Dans les coins les plus reculés comme dans les métropoles dynamiques du continent, un mécanisme pernicieux continue de maintenir les femmes africaines dans un étau économique : la violence économique basée sur le genre.
Une Définition Internationale Sans Équivoque
Selon les Nations Unies, la violence économique se définit comme suit : “Elle consiste à rendre (ou tenter de rendre) une personne financièrement dépendante en maintenant un contrôle total sur ses ressources financières, en refusant l’accès à l’argent et/ou en lui interdisant d’aller à l’école ou de travailler.”
Cette définition capture l’essence d’un mécanisme de domination qui dépasse les frontières africaines mais trouve sur le continent un terrain particulièrement fertile.
Au-delà des Coups, le Contrôle Insidieux
La violence n’est pas toujours physique. Elle se cache souvent dans des pratiques quotidiennes qui privent les femmes de leur dignité et de leur liberté économique. C’est un système où chaque décision financière, chaque opportunité professionnelle devient un terrain de lutte silencieuse.
Témoignage : L’histoire d’Ayaba 30 ans, quelque part en Afrique de l’ouest.
“Pendant 8 ans, j’ai travaillé comme vendeuse au marché. Chaque sou que je gagnais devait être remis à mon mari. Il décidait de tout : combien j’allais dépenser, si je pouvais acheter de nouveaux vêtements ou aider ma famille. Mon salaire était le sien, mon travail n’était qu’une extension de son pouvoir.”
Ayaba incarne des milliers de femmes africaines dont l’autonomie économique est systématiquement érodée, illustrant parfaitement la définition onusienne de la violence économique.
Les Visages Multiples de la Violence Économique
- Héritage et Propriété : Le Déni Systémique des Droits
La négation du droit à l’héritage représente l’une des formes les plus brutales de violence économique. Dans de nombreuses communautés africaines, les traditions successorales persistent à exclure les femmes de l’héritage foncier et immobilier (ce pourquoi les parents préfèrent avoir des enfants garçons que filles !)
Implications concrètes :
• Impossibilité de posséder des terres
• Vulnérabilité économique absolue
• Dépendance perpétuelle envers les hommes de la famille et externes
• Précarisation transgénérationnelle.
Un exemple saisissant : au Rwanda, malgré les avancées législatives, moins de 20% des femmes possèdent des titres fonciers officiels.
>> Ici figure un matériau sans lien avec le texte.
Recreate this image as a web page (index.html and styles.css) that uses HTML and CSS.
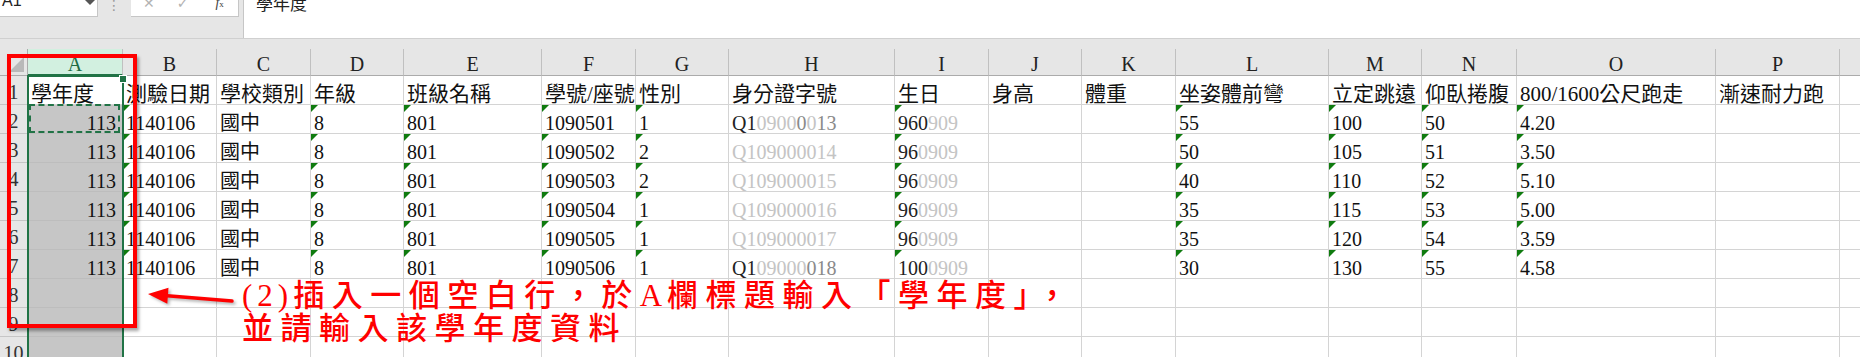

- Travail et Rémunération : La Précarité Institutionnalisée
L’univers professionnel africain demeure profondément inégalitaire, cantonnant les femmes dans des secteurs marginalisés et peu rémunérateurs.
Réalités du terrain :
• Surreprésentation dans l’économie informelle
• Écarts salariaux systématiques (jusqu’à 40% dans certains pays)
• Emplois précaires sans protection sociale
• Discriminations à l’embauche et à l’évolution de carrière
• Travail domestique non reconnu économiquement
Au Maroc, par exemple, les femmes consacrent en moyenne 4,6 fois plus de temps aux tâches domestiques non rémunérées que les hommes.
- Éducation et Formation : Le Premier Verrou
L’accès limité à l’éducation constitue le mécanisme initial de reproduction de la violence économique.
Obstacles structurels :
• Investissements moindres dans l’éducation des filles
• Mariages précoces interrompant la scolarité
• Stéréotypes de genre limitant les choix professionnels (métiers genrés)
• Manque d’infrastructures adaptées (sanitaires, sécuritaires)
En République Démocratique du Congo, seulement 33% des filles terminent leur cycle secondaire, contre 47% des garçons.
Un Combat pour la Dignité
Leviers de Transformation
- Réformes Législatives
o Égalité successorale
o Protection contre les discriminations professionnelles
o Reconnaissance du travail domestique - Autonomisation Économique
o Programmes de microcrédits et de financement
o Formations professionnelles ciblées
o Entrepreneuriat féminin - Déconstruction des Normes Sociales
o Campagnes de sensibilisation
o Éducation égalitaire
o Valorisation des modèles féminins
Un Appel à la Transformation
La violence économique basée sur le genre n’est pas un problème de femmes, mais un défi sociétal. Chaque pas vers l’égalité économique est un pas vers le développement de tout un continent.
“Libérer l’économie des femmes, c’est libérer l’économie de l’Afrique.”